Large-cap slow growers mark the Dow as well as the ten highest yielders, and with the high visibility of these companies, investors usually feel they know what they’re getting. Again, that’s part of the appeal.

This group averages a yield of 4.09%, certainly far better than the low yields of Treasuries and the like:

Company Ticker Yield
AT&T T 5.9%
Verizon VZ 5.4%
Merck MRK 4.6%
Pfizer PFE 4.2%
DuPont DD 3.6%
General Electric GE 3.6%
Intel INTC 3.6%
Johnson & Johnson JNJ 3.5%
Kraft Foods KFT 3.3%
Travelers TRV 3.2%

Since the Dogs of the Dow approach began, there have been several ways investors have modified the method. Some have picked the lowest five stocks in the Dow on the basis of share price, while others have picked the four highest stocks on the basis of their share price. Then there’s the Motley Fool approach, which vastly shifted the allocation percentages per stock selected.

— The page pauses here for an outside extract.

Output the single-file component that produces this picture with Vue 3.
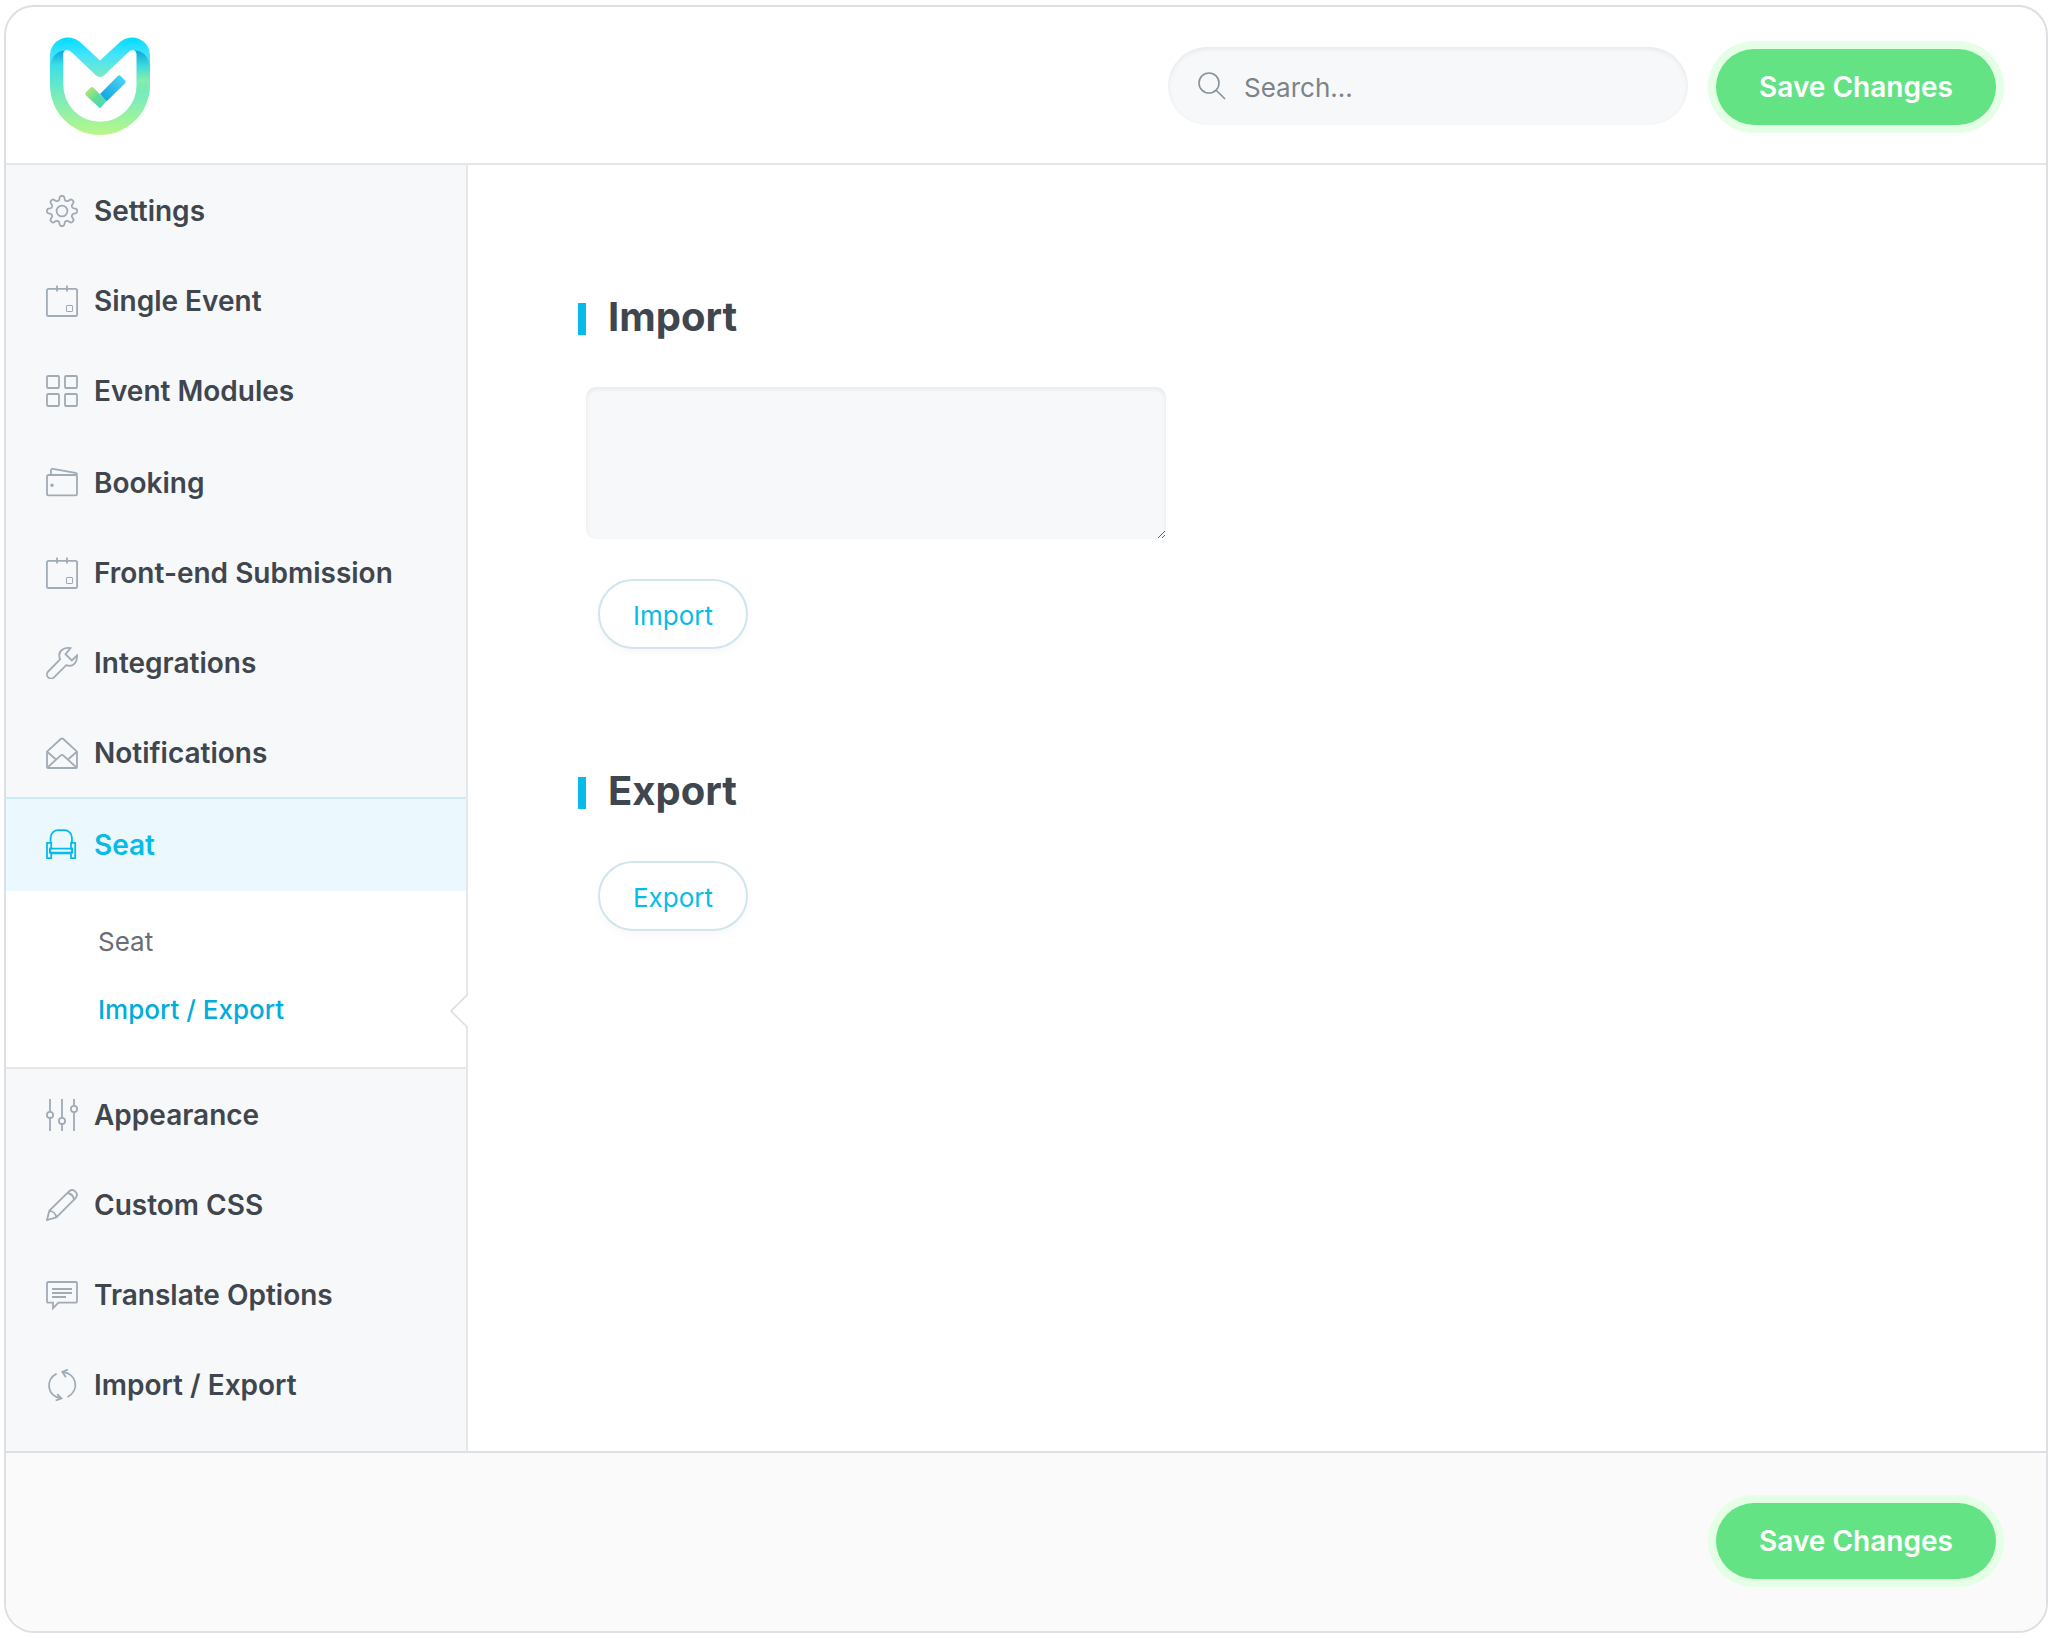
<script setup>
import { ref } from 'vue'

const search = ref('')
const importData = ref('')
const activeSub = ref('import-export')

// outline of an eight-toothed gear around the centre of a 32px box
const gearPath = () => {
  const points = []
  for (let i = 0; i < 144; i++) {
    const a = (i / 144) * Math.PI * 2
    const r = 13 + 2.1 * Math.tanh(2 * Math.cos(8 * a))
    points.push((16 + r * Math.cos(a)).toFixed(2) + ' ' + (16 + r * Math.sin(a)).toFixed(2))
  }
  return 'M' + points.join('L') + 'Z'
}

const calendar = [
  'M2.5 3.8h27a1.6 1.6 0 0 1 1.6 1.6v24a1.6 1.6 0 0 1-1.6 1.6h-27a1.6 1.6 0 0 1-1.6-1.6v-24a1.6 1.6 0 0 1 1.6-1.6z',
  'M11 .5v6M21 .5v6'
]

const icons = {
  settings: [gearPath(), 'M16 10.6a5.4 5.4 0 1 0 0 10.8a5.4 5.4 0 1 0 0-10.8z'],
  calendar,
  grid: [
    'M2 1h10a1 1 0 0 1 1 1v10a1 1 0 0 1-1 1h-10a1 1 0 0 1-1-1v-10a1 1 0 0 1 1-1z',
    'M20 1h10a1 1 0 0 1 1 1v10a1 1 0 0 1-1 1h-10a1 1 0 0 1-1-1v-10a1 1 0 0 1 1-1z',
    'M2 19h10a1 1 0 0 1 1 1v10a1 1 0 0 1-1 1h-10a1 1 0 0 1-1-1v-10a1 1 0 0 1 1-1z',
    'M20 19h10a1 1 0 0 1 1 1v10a1 1 0 0 1-1 1h-10a1 1 0 0 1-1-1v-10a1 1 0 0 1 1-1z'
  ],
  wallet: [
    'M2.6 8h26.8a1.600 1.600 0 0 1 1.600 1.600v17.200a1.600 1.600 0 0 1-1.600 1.600h-26.800a1.600 1.600 0 0 1-1.600-1.600v-17.200a1.600 1.600 0 0 1 1.600-1.600z',
    'M5 8v-4.600a1.700 1.700 0 0 1 2-1.600l22.400 4a1.800 1.800 0 0 1 1.600 2',
    'M6 17.300a.9.9 0 1 0 0 1.800a.9.9 0 1 0 0-1.800z'
  ],
  wrench: [
    'M24.500 1.200C18.500 0 13 3.500 13.200 8.500c.1 1.300.3 2.300.9 3.800L2.200 24.500a4 4 0 0 0 5.800 5.800L20.200 18.200c1.200.4 2.300.6 3.600.6c4.500 0 7.600-4.500 7.200-10.300l-5.200 5l-6.300-6.400z'
  ],
  mail: [
    'M1 14.600L14.700 2a2 2 0 0 1 2.600 0L31 14.600v15.400a1 1 0 0 1-1 1h-28a1 1 0 0 1-1-1z',
    'M1.400 15l8.400 7.200M30.600 15l-8.400 7.200',
    'M1.600 30.400L14.500 18.600a2.200 2.200 0 0 1 3 0L30.400 30.400'
  ],
  seat: [
    'M4.600 13.200v-4.700a7.500 7.500 0 0 1 7.500-7.300h6.300a7.500 7.500 0 0 1 7.500 7.300v4.700',
    'M1 13.800h4.200v5.800h-1.200v4h1.200v5.600h-4.200z',
    'M29.200 13.800h-4.200v5.800h1.200v4h-1.200v5.600h4.200z',
    'M4 19.600h22.200v4h-22.200z',
    'M5.200 24.400h19.600'
  ],
  sliders: [
    'M4 0v12.800M4 19v13M16 0v18.800M16 25v7M28 0v7M28 13v19',
    'M4 12.800a3.100 3.100 0 1 0 0 6.200a3.100 3.100 0 1 0 0-6.200z',
    'M16 18.800a3.100 3.100 0 1 0 0 6.200a3.100 3.100 0 1 0 0-6.200z',
    'M28 6.900a3.100 3.100 0 1 0 0 6.200a3.100 3.100 0 1 0 0-6.200z'
  ],
  pencil: [
    'M1 31l2.300-9.200L23.200 2.200a4.700 4.700 0 0 1 6.600 6.600L10.300 28.400z',
    'M3.300 21.800a7.500 7.500 0 0 1 7 6.600',
    'M21.400 4a8 8 0 0 1 6.600 6.600'
  ],
  comment: [
    'M2 3h28a1 1 0 0 1 1 1v18.600a1 1 0 0 1-1 1h-17.600l-5.400 5.600v-5.600h-5a1 1 0 0 1-1-1v-18.600a1 1 0 0 1 1-1z',
    'M6 10h20M6 14h20M6 18h14'
  ],
  refresh: [
    'M10.600 4.600C-1 10.800.8 27 15 29.400M21.600 28C34 21 31 4.600 16.600 3',
    'M11.200 25.200l4.200 4.100l-5.700 2.200M21.900.6l-5.600 2.300l3.600 5.300'
  ]
}

const groups = [
  [
    { name: 'Settings', icon: 'settings' },
    { name: 'Single Event', icon: 'calendar' },
    { name: 'Event Modules', icon: 'grid' }
  ],
  [
    { name: 'Booking', icon: 'wallet' },
    { name: 'Front-end Submission', icon: 'calendar' },
    { name: 'Integrations', icon: 'wrench' },
    { name: 'Notifications', icon: 'mail' }
  ],
  [
    {
      name: 'Seat',
      icon: 'seat',
      active: true,
      children: [
        { id: 'seat', name: 'Seat' },
        { id: 'import-export', name: 'Import / Export' }
      ]
    }
  ],
  [
    { name: 'Appearance', icon: 'sliders' },
    { name: 'Custom CSS', icon: 'pencil' },
    { name: 'Translate Options', icon: 'comment' },
    { name: 'Import / Export', icon: 'refresh' }
  ]
]
</script>

<template>
  <div class="page">
    <div class="panel">
      <header class="header">
        <svg class="logo" viewBox="0 0 100 98" aria-hidden="true">
          <defs>
            <linearGradient id="logo-u" x1="0" y1="0" x2="0" y2="1">
              <stop offset="0" stop-color="#0ba5de" />
              <stop offset="0.18" stop-color="#3bdfe8" />
              <stop offset="0.5" stop-color="#72ebc0" />
              <stop offset="1" stop-color="#b9f789" />
            </linearGradient>
            <linearGradient id="logo-r" x1="0" y1="0" x2="0" y2="1">
              <stop offset="0" stop-color="#0ba5de" />
              <stop offset="0.35" stop-color="#3fdcdc" />
              <stop offset="0.65" stop-color="#86eea9" />
              <stop offset="1" stop-color="#86eea9" stop-opacity="0" />
            </linearGradient>
            <linearGradient id="logo-m" x1="0" y1="0" x2="0" y2="1">
              <stop offset="0" stop-color="#00dcff" />
              <stop offset="0.45" stop-color="#45e3fb" />
              <stop offset="1" stop-color="#7aebc4" />
            </linearGradient>
            <linearGradient id="logo-c" x1="0" y1="1" x2="1" y2="0">
              <stop offset="0" stop-color="#0b9fda" />
              <stop offset="1" stop-color="#4fd9f8" />
            </linearGradient>
            <linearGradient id="logo-d" x1="0" y1="0" x2="1" y2="1">
              <stop offset="0.1" stop-color="#aeea6c" />
              <stop offset="0.5" stop-color="#62dc98" />
              <stop offset="1" stop-color="#3bdcc4" />
            </linearGradient>
          </defs>
          <path fill="url(#logo-u)" d="M0 20Q4 13 15 13Q13 15 13.300 19V48a36.700 36.700 0 0 0 73.400 0V19Q87 15 85 13Q96 13 100 20V48a50 50 0 0 1-100 0z" />
          <path fill="url(#logo-r)" d="M86.700 48V17Q86 14 84 13Q96 13 100 22V48Q100 54 98.500 60H84.700Q86.700 54 86.700 48z" />
          <path fill="url(#logo-m)" d="M0 30V18A18 18 0 0 1 30 5L50 23.500L70 5A18 18 0 0 1 100 18V30Q98 14 84 13.300Q81 12.500 78 15.500L54.500 38Q50 42 45.500 38L22 15.500Q19 12.500 16 13.300Q2 14 0 30z" />
          <path fill="url(#logo-c)" d="M50 57L67.500 39.200q1.700-1.700 3.400 0l4 4q1.700 1.700 0 3.400L56.500 64.500z" />
          <path fill="url(#logo-d)" d="M36 55.200l4.300-4.300q1.700-1.700 3.400 0L56.500 64L51.200 70.300q-1.200 1.200-2.400 0L36 58.500q-1.500-1.700 0-3.300z" />
        </svg>
        <div class="header-actions">
          <div class="search">
            <svg class="search-icon" viewBox="0 0 28 28" aria-hidden="true">
              <circle cx="11" cy="11" r="10" />
              <path d="M18.200 18.200L27 27" />
            </svg>
            <input v-model="search" type="text" placeholder="Search..." aria-label="Search" />
          </div>
          <button type="button" class="btn-save">Save Changes</button>
        </div>
      </header>

      <div class="body">
        <nav class="sidebar">
          <ul v-for="(group, i) in groups" :key="i" class="menu-group">
            <li v-for="item in group" :key="item.name">
              <a href="#" class="menu-item" :class="{ active: item.active }">
                <svg class="menu-icon" viewBox="0 0 32 32" aria-hidden="true">
                  <path v-for="(d, n) in icons[item.icon]" :key="n" :d="d" />
                  <rect v-if="item.icon === 'calendar'" class="thin" x="20.500" y="20.500" width="6" height="6" rx="0.500" />
                </svg>
                <span>{{ item.name }}</span>
              </a>
              <ul v-if="item.children" class="submenu">
                <li v-for="sub in item.children" :key="sub.id" class="submenu-row">
                  <a
                    href="#"
                    class="submenu-item"
                    :class="{ current: sub.id === activeSub }"
                    @click.prevent="activeSub = sub.id"
                  >{{ sub.name }}</a>
                  <svg v-if="sub.id === activeSub" class="notch" viewBox="0 0 18 34" aria-hidden="true">
                    <path d="M18 0L1 17L18 34" />
                  </svg>
                </li>
              </ul>
            </li>
          </ul>
        </nav>

        <main class="content">
          <section class="section">
            <h2 id="import-title">Import</h2>
            <textarea v-model="importData" aria-labelledby="import-title"></textarea>
            <button type="button" class="btn-outline">Import</button>
          </section>
          <section class="section">
            <h2>Export</h2>
            <button type="button" class="btn-outline">Export</button>
          </section>
        </main>
      </div>

      <footer class="footer">
        <button type="button" class="btn-save">Save Changes</button>
      </footer>
    </div>
  </div>
</template>

<style>
body {
  margin: 0;
  background: #fff;
}
</style>

<style scoped>
.page,
.page * {
  box-sizing: border-box;
}

.page {
  display: flex;
  min-height: 100vh;
  padding: 5px 6px 5px 4px;
  font-family: Inter, "Liberation Sans", sans-serif;
  color: #40464d;
}

.panel {
  flex: 1;
  display: flex;
  flex-direction: column;
  border: 2px solid #dcdfe3;
  border-radius: 30px;
  overflow: hidden;
  background: #fff;
}

.header {
  display: flex;
  justify-content: space-between;
  align-items: flex-start;
  height: 158px;
  padding: 30px 50px 0 44px;
  border-bottom: 2px solid #e3e7ea;
}

.logo {
  width: 100px;
  height: 98px;
}

.header-actions {
  display: flex;
  align-items: flex-end;
  gap: 28px;
  padding-top: 10px;
}

.search {
  display: flex;
  align-items: center;
  gap: 18px;
  width: 520px;
  height: 78px;
  padding: 0 30px;
  border-radius: 39px;
  background: #f7f8fa;
  box-shadow: inset 0 2px 5px rgba(0, 0, 0, 0.07);
}

.search-icon {
  flex: none;
  width: 28px;
  height: 28px;
  fill: none;
  stroke: #87929d;
  stroke-width: 1.6;
}

.search input {
  flex: 1;
  min-width: 0;
  padding: 2px 0 0;
  border: 0;
  outline: 0;
  background: none;
  font-family: inherit;
  font-size: 26px;
  color: #40464d;
}

.search input::placeholder {
  color: #7c8389;
}

.btn-save {
  width: 280px;
  height: 76px;
  border: 0;
  border-radius: 38px;
  background: #64e385;
  box-shadow: 0 0 0 8px #e4ffe6;
  font-family: inherit;
  font-size: 28px;
  font-weight: 600;
  color: #fff;
  cursor: pointer;
}

.body {
  flex: 1;
  display: flex;
}

.sidebar {
  display: flex;
  flex-direction: column;
  width: 462px;
  border-right: 2px solid #e5e8eb;
  background: #f7f8fa;
}

ul {
  margin: 0;
  padding: 0;
  list-style: none;
}

.menu-group:first-child {
  padding-bottom: 2px;
}

.menu-item {
  display: flex;
  align-items: center;
  gap: 16px;
  height: 90px;
  padding: 2px 40px 0;
  font-size: 28px;
  font-weight: 600;
  color: #40464d;
  text-decoration: none;
  white-space: nowrap;
}

.menu-item.active {
  height: 94px;
  padding-top: 0;
  border-top: 2px solid #c8edf6;
  background: #ebf9fe;
  color: #07bbe9;
}

.menu-icon {
  flex: none;
  width: 32px;
  height: 32px;
  fill: none;
  stroke: #a0abb6;
  stroke-width: 1.8;
}

.menu-icon .thin {
  stroke-width: 1;
}

.active .menu-icon {
  stroke: #07bbe9;
}

.submenu {
  padding: 17px 0 23px;
  border-bottom: 2px solid #e5e8eb;
  background: #fff;
}

.submenu-row {
  position: relative;
}

.submenu-item {
  display: block;
  padding-left: 92px;
  font-size: 26px;
  line-height: 68px;
  color: #686e74;
  text-decoration: none;
}

.submenu-item.current {
  font-weight: 500;
  color: #00acdc;
}

.notch {
  position: absolute;
  top: 18px;
  right: -2px;
  width: 18px;
  height: 34px;
  fill: #fff;
  stroke: #dcdfe3;
  stroke-width: 1.6;
}

.content {
  flex: 1;
  padding: 129px 110px;
}

.section {
  display: flex;
  flex-direction: column;
  align-items: flex-start;
  margin-bottom: 119px;
}

h2 {
  display: flex;
  align-items: center;
  gap: 22px;
  margin: 0 0 43px;
  font-size: 40px;
  font-weight: 700;
  line-height: 46px;
  padding-bottom: 4px;
}

h2::before {
  content: "";
  width: 8px;
  height: 32px;
  margin-top: 4px;
  background: #07bbe9;
}

textarea {
  width: 580px;
  max-width: 100%;
  height: 152px;
  margin: 0 8px 40px;
  padding: 16px;
  border: 0;
  border-radius: 10px;
  outline: 0;
  background: #f7f8fa;
  box-shadow: inset 0 2px 5px rgba(0, 0, 0, 0.07);
  font-family: inherit;
  font-size: 26px;
  color: #40464d;
}

.btn-outline {
  width: 150px;
  height: 70px;
  margin-left: 20px;
  padding: 2px 0 0;
  border: 2px solid #d1e5ed;
  border-radius: 35px;
  background: #fff;
  box-shadow: 0 4px 8px rgba(0, 0, 0, 0.03);
  font-family: inherit;
  font-size: 26px;
  color: #07bbe9;
  cursor: pointer;
}

.footer {
  display: flex;
  justify-content: flex-end;
  height: 180px;
  padding: 50px 50px 0;
  border-top: 2px solid #dcdfe3;
  background: #fafafa;
}
</style>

There have been further modifications of these methods, and no doubt individual investors have done many more. And while some methods seem to employ an arbitrary methodology, there is evidence that they’ve worked. But this is where the old caution “past performance is no guarantee of future results” might come in as a handy reminder, though.

There are many ways to invest in Dow stocks, either for dividends or a combination of dividends and capital appreciation. Many investors are uncomfortable with an automatic, mechanical selection method such as the Dogs, and want to use their own judgment.

You’ll notice that with the top ten yield list, some very blue blue chips such as McDonalds (MCD), Procter & Gamble (PG), and others didn’t make the list. Yet these stocks have historically done very well, and investors have done well by them.

If investors are interested in what blue chips have to offer, but aren’t necessarily wedded to the Dow stocks, they can find substitutes—similar non-Dow stocks which might yield a bit more. Kimberly Clark (KMB) is a consumer-products name that currently yields 3.9%, a bit more than P&G’s 3.2%, while Conoco Phillips (COP) yields 3.8% while Dow component Chevron (CVX) is yielding 3.1%.

There are endless ways to play the Dow dividends, even if you only use them as a starting point for dividend ideas.